Poblaciones como Medina del Campo o Alcantarilla de Calatrava que vivían de los ingresos que generaban sus antaño populares festivales de cortos cayeron en la ruina. Como Detroit, se convirtieron en ciudades fantasmas, antaño orgullosas y ahora en decadencia. Algunos zombis desubicados aún pululaban por sus calles sujetando con sus manos discos duros dónde guardaban sus cortos. Nadie les hacía caso.

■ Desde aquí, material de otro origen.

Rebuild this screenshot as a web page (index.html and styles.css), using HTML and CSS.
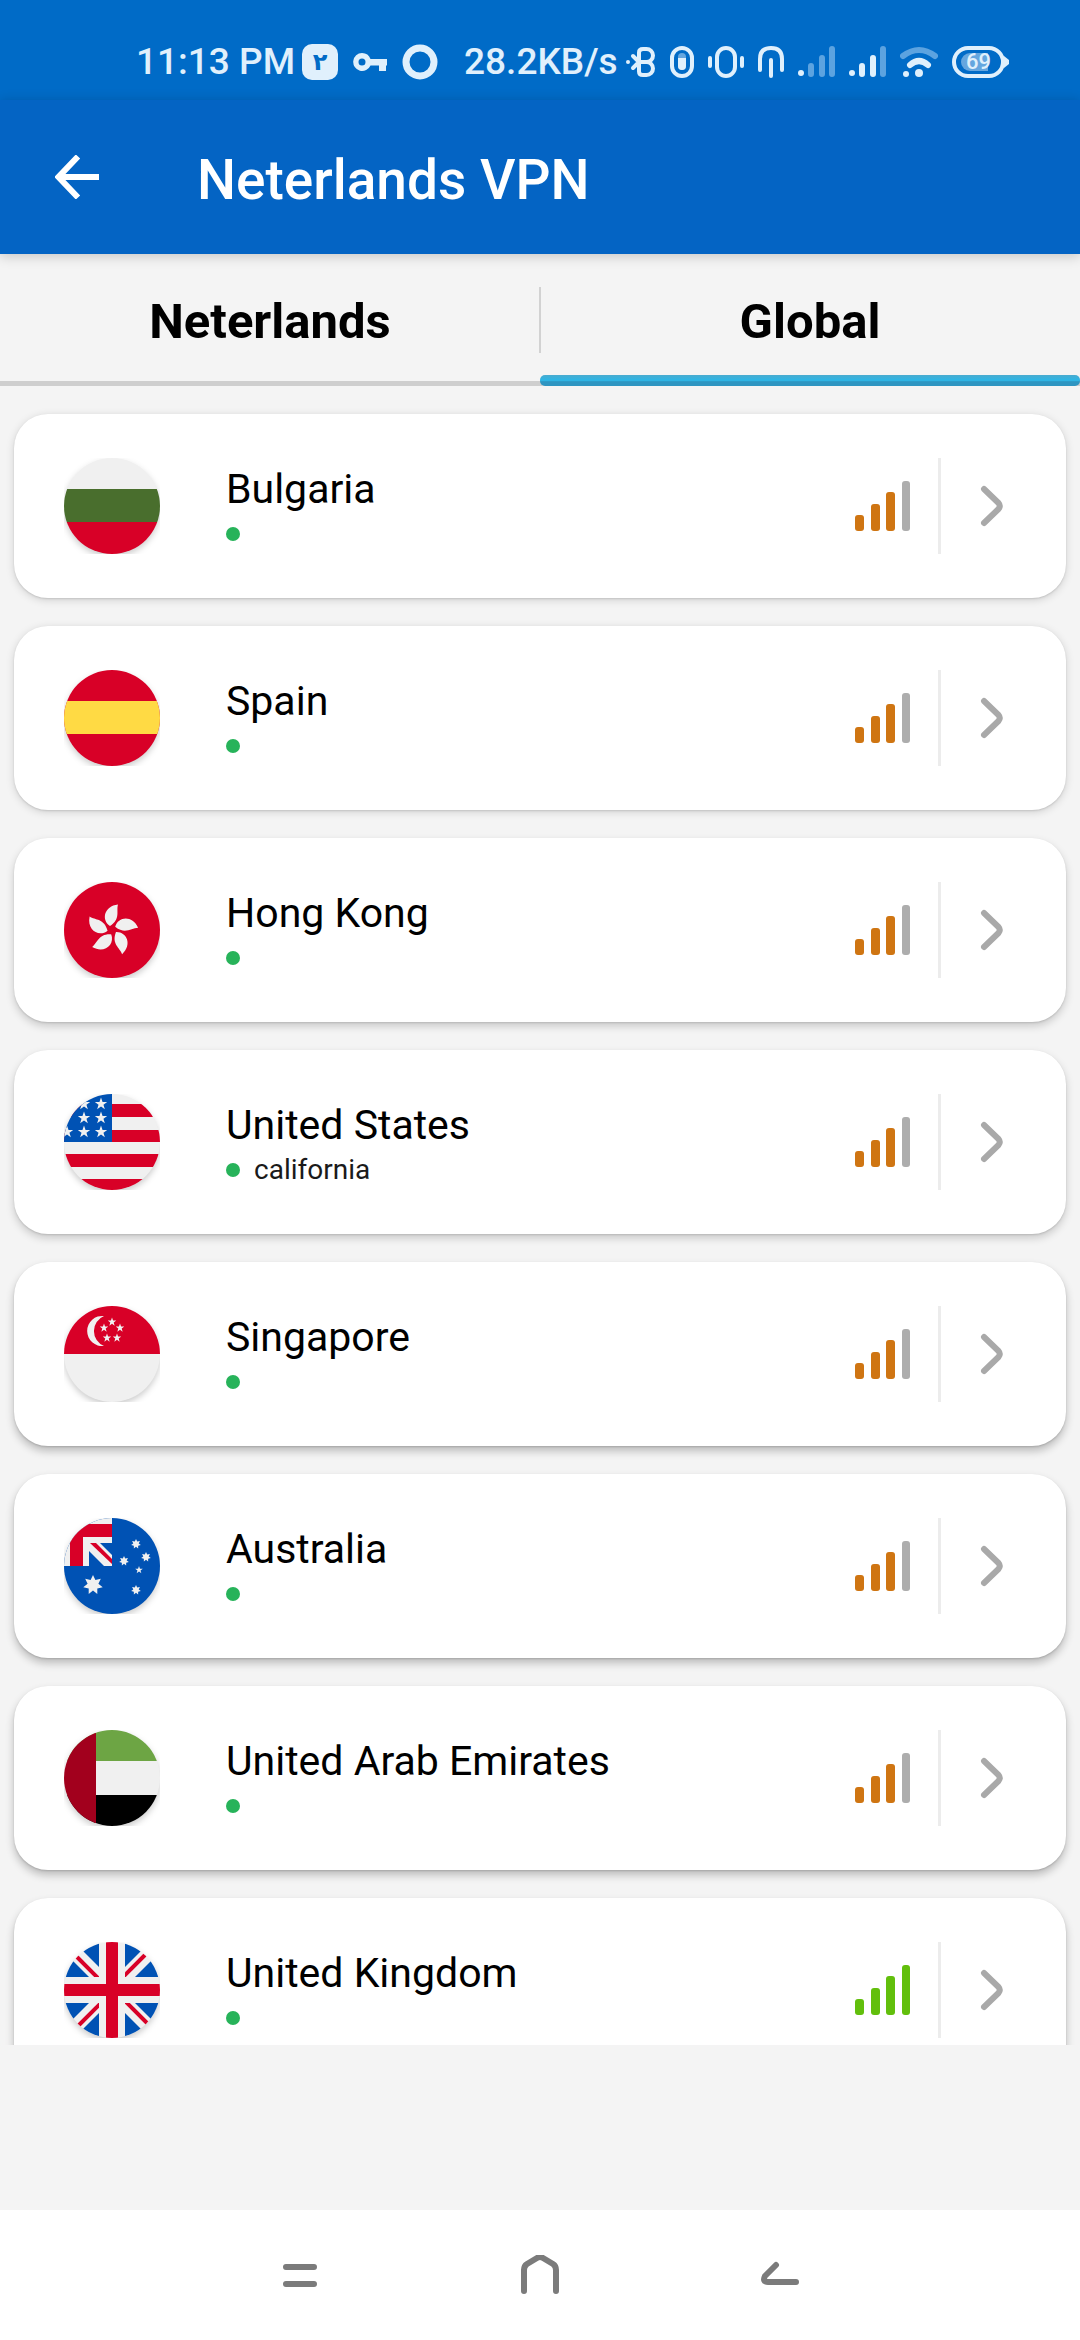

¿Pero quién puede luchar contra el Espíritu de los Tiempos? El microteatro, como antes el punk o las tostas de rulo de cabra con cebolla caramelizada, habían llegado para quedarse. Arrasaron de golpe con el antiguo establishment e impusieron su ley. La gente ya no podía estar tranquila en sus casas viendo una película o leyendo el libro. En cualquier momento podía llegarles un mensaje a su móvil “Estreno Microteatro este viernes. Vendrás ¿no?”. El miedo, la angustia y la paranoia se instalaron en la mente de los españoles. Madrid se volvió una ciudad apocalíptica. Masas de zombis se agolpaban cada noche en la calle Loreto y Chicote para su ración de microteatro. Se destruyeron familias. Se rompieron parejas. Algunas de las mejores mentes de la época se abocaron a la locura a causa del microteatro. Algunos valientes intentaron luchar contra lo inevitable. Se veía a incansables argentinos repartiendo flyers por las calles de Malasaña. Pero ni siquiera la dulzura de su acento o las ofertas de “2x1 en garrafón” conseguían distraer la atención de las hordas de lectores del Babelia, bloggers, runners y ocasionales residentes en Berlín y/o Williamsburg que se dirigían a la calle Loreto y Chicote para su ración diaria de teatro. Los hipsters que antes se agolpaban en el Corazón de la calle Barco ahora hacían cola en el Microteatro.

Cuándo cerró el Mercado de Motores nos dimos cuenta de que todo estaba perdido.